What to look out for
A glaring bright sky background or glare reflected behind your subject, is a sure sign you need to either use a fill flash or turn to exposure compensation.
The theory
All that glare in the water should be near-white. I mean, that was the way my eyes saw it. But the camera would have wanted to turn it into a much darker mid-tone when it tried to average everything out. So I needed to brighten things back up again. That’s why I used a positive Exposure Compensation setting.
Bringing out the detail in a white texture
When an area of white texture is hit by bright sunlight, the camera will often ‘blow out’ the detail, which is to say it over-exposes the shot so badly that big chunks of the image go completely white, with no image detail captured at all. Once an area of white is overexposed that much then no amount of pulling levers in your image-editing software is going to get that detail back. So at times like that, it can be a good idea to deliberately underexpose your shot a little.
So in this picture of the pelican, I didn’t want to lose that lovely white feather texture so I set my camera’s exposure compensation to minus one third of a stop. Thanks to that setting, those feathers turned out really well, as you’ll see in the enlarged section.
What to look out for
An area of textured white area within a scene dominated by darker tones
The theory
I didn’t want blown-out white areas in my photo and so, when confronted with a bird that had so many white feathers, I deliberately underexposed the shot slightly.
How do you know if you should make things darker or lighter?
The easiest way is to take a test shot and see how it looks. Checking your histogram if often a good idea too.
However, a very general bunch of guidelines are:
- If the scene contains nothing but white objects on white backgrounds (white rabbit in the snow), make it lighter (to counteract the camera’s tendency to underexpose this kind of shot). That means a positive number of stops in exposure compensation.

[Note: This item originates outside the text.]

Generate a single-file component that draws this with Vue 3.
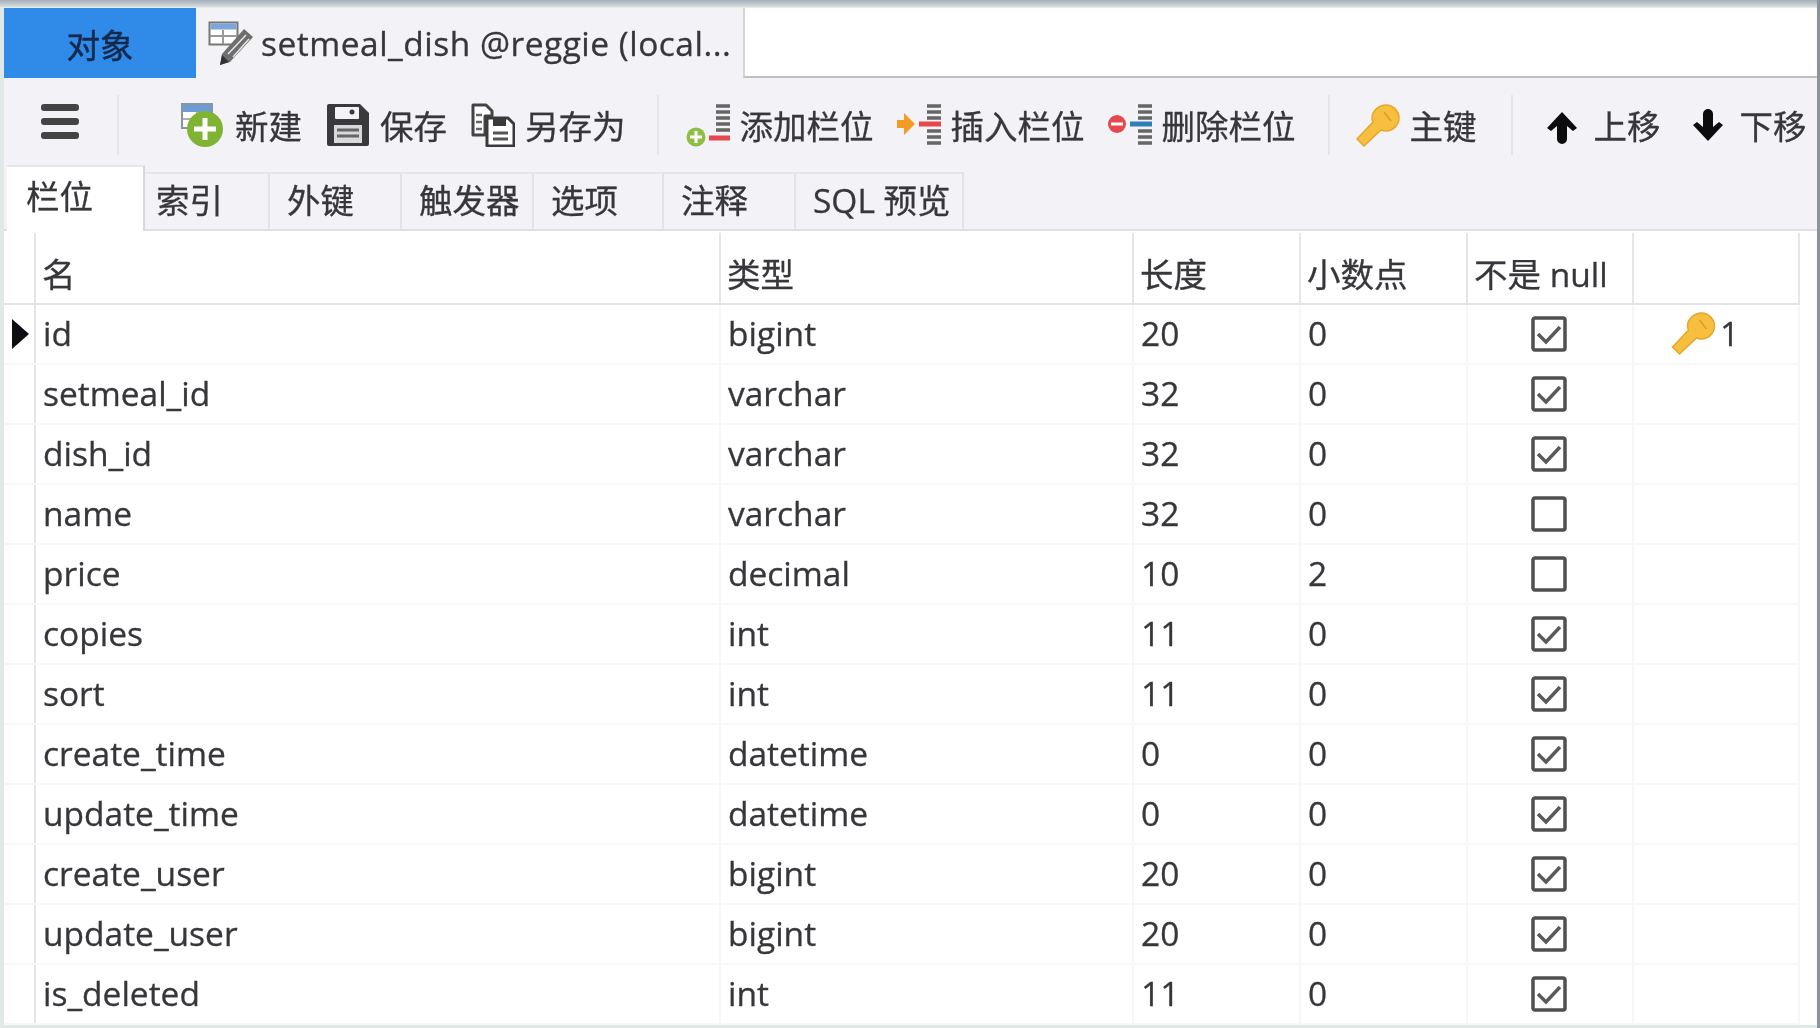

- If the scene contains nothing but dark objects on a dark background (black bug on a black wall) then make it darker (to counteract the camera’s tendency to overexpose this kind of shot). That means a negative number of stops in exposure compensation.
- To highlight detail in a dark texture make it lighter (positive number of stops in exposure compensation)
- To highlight detail in a light texture make it darker (negative number)
Too confusing? Then just fire off that test shot and work your way from there. You’ll quickly get a feel for this kind of thing.